This document describes the sequence of lessons that we had to learn before arriving at the approach taken by this project. Most of these lessons will be crushingly obvious for experienced developers, but software is a world in which it's very easy to get lost in the details of how so it's valuable to revisit the axioms of why.
At the crudest level, all software systems can be characterised as things that accept input, perform some transformation on it, and produce output.
Software systems generally start out life being extremely simple, e.g.:
As a: user
I want: the computer to greet the world
So that: I feel happy
In this state it's possible for a human to fully comprehend the behaviour of the system and to predict what it will do. Such system are obviously of limited usefulness, so they will be extended to add functionality.
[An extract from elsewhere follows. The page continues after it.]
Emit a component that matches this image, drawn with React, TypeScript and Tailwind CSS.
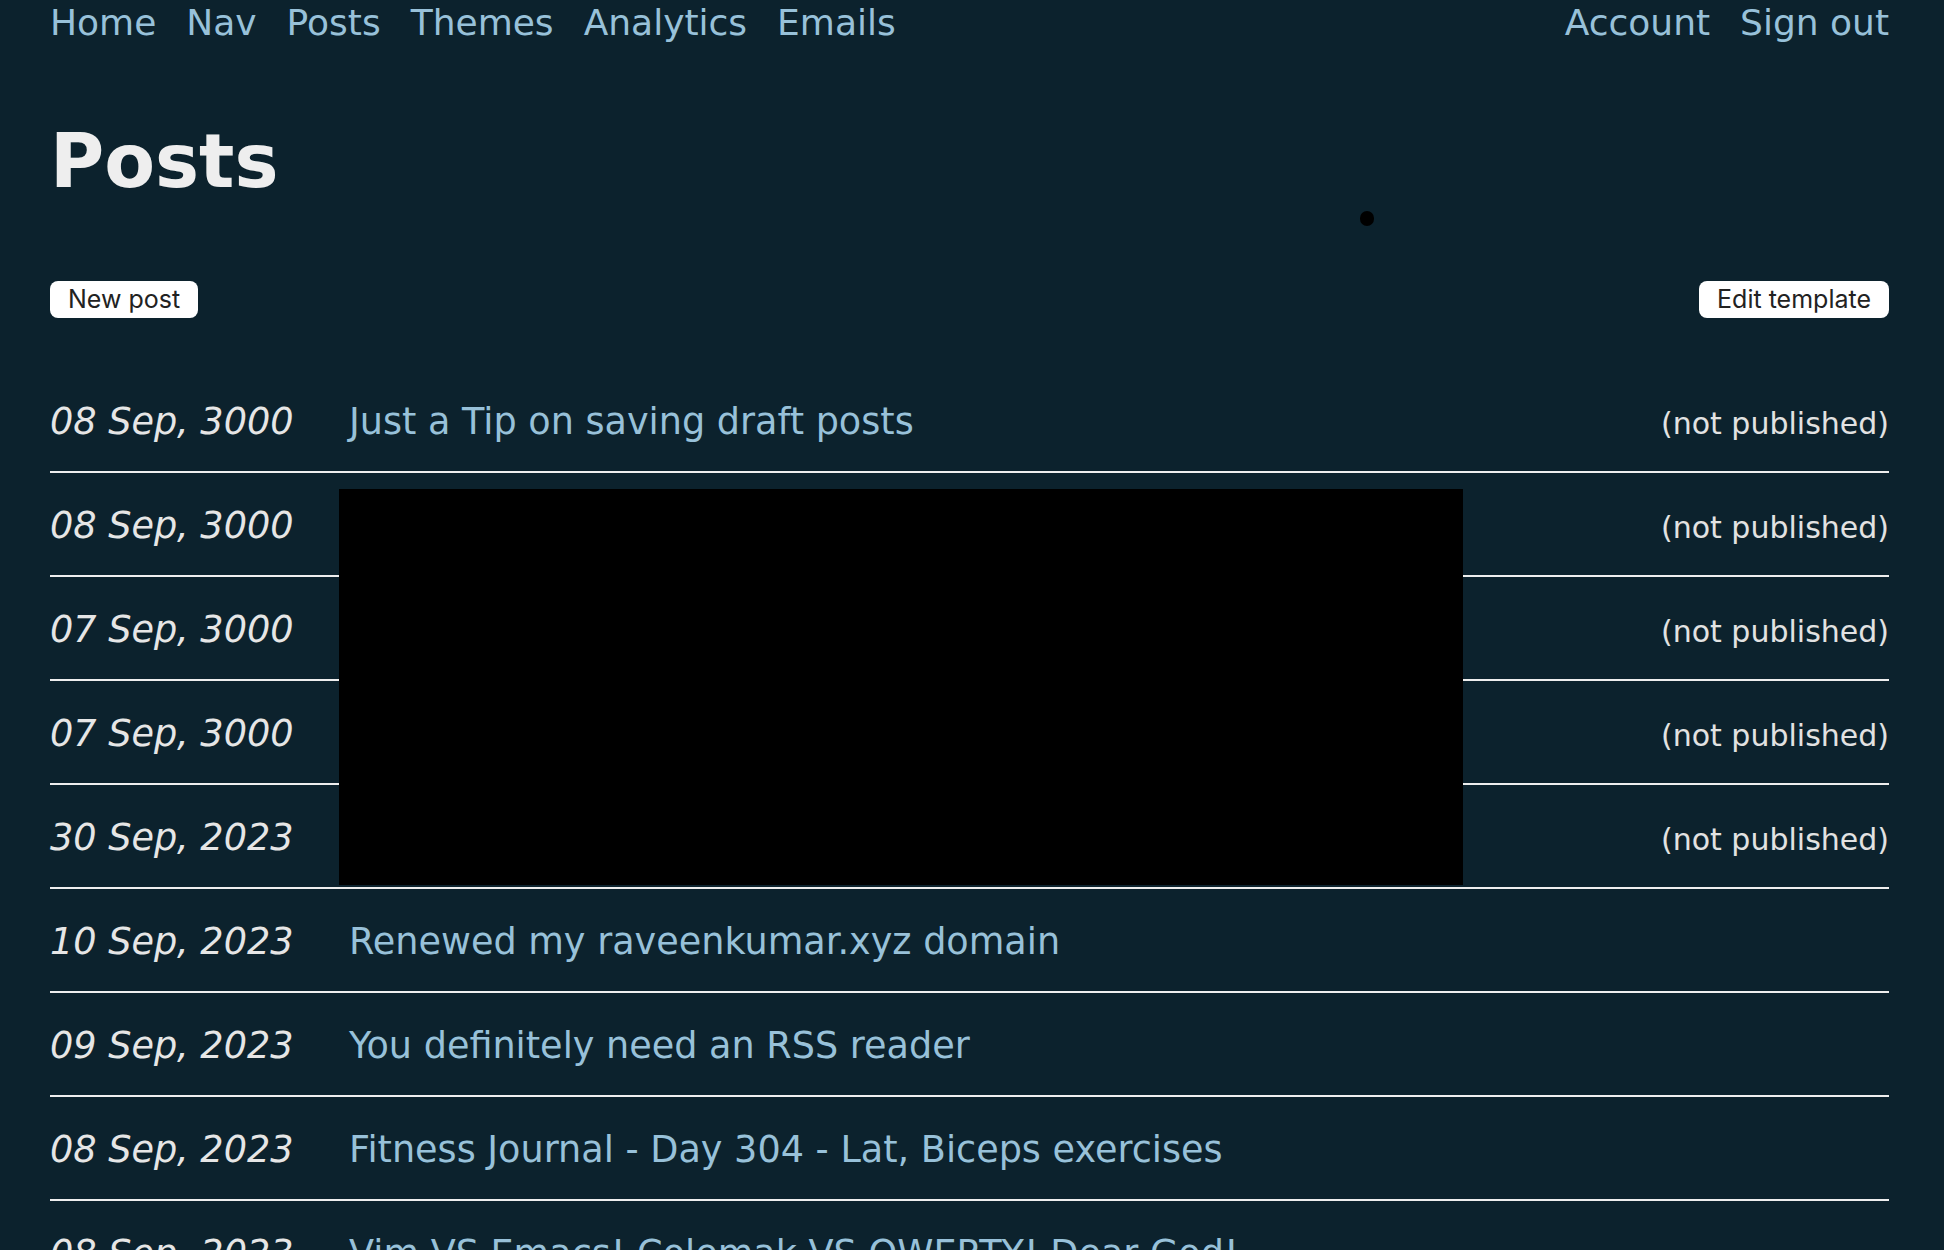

As the system gains new functions and grows in usefulness it becomes more and more difficult for a human to understand what it does. It will remain possible for humans to understand the system in general terms, but it will be extremely difficult for them to answer detailed questions like
- What happens if we run it at midnight of December 31st, 1927 in Shanghai?
- What happens if the user's name is literally "Null"?
- What happens if the user gets really good at using the interface?
The pace at which human predictive ability declines as system complexity rises is shockingly rapid. This presents a problem: humans are in charge of extending the system to add new functionality, but if we can't understand what it does now then how can we know if our changes will have the desired effect?
- Non-trivial software systems are, by definition, impossible for humans to understand well
- Successfully changing poorly-understood systems is extremely difficult
We started out with a problem, then created some software to address that problem. Now we have a new problem - we don't really understand the software so we're too scared to change it in case it breaks. At this rate it'll never get to read email!
Undeterred by the outcome of this first software-writing adventure, we write more software to address the new problem: we create a test suite.
The minimum requirement for a test suite is that it defines the desired behaviour of the system and provides a mechanism by which that desired behaviour can be compared against the system's actual behaviour. If the behaviours do not match, then a human must intervene and decide which is the correct party in the disagreement:
- If the system is correct then the test suite is updated to describe the system's actual behaviour.
- If the test suite is correct then the system is updated to conform to the test suite's described behaviour.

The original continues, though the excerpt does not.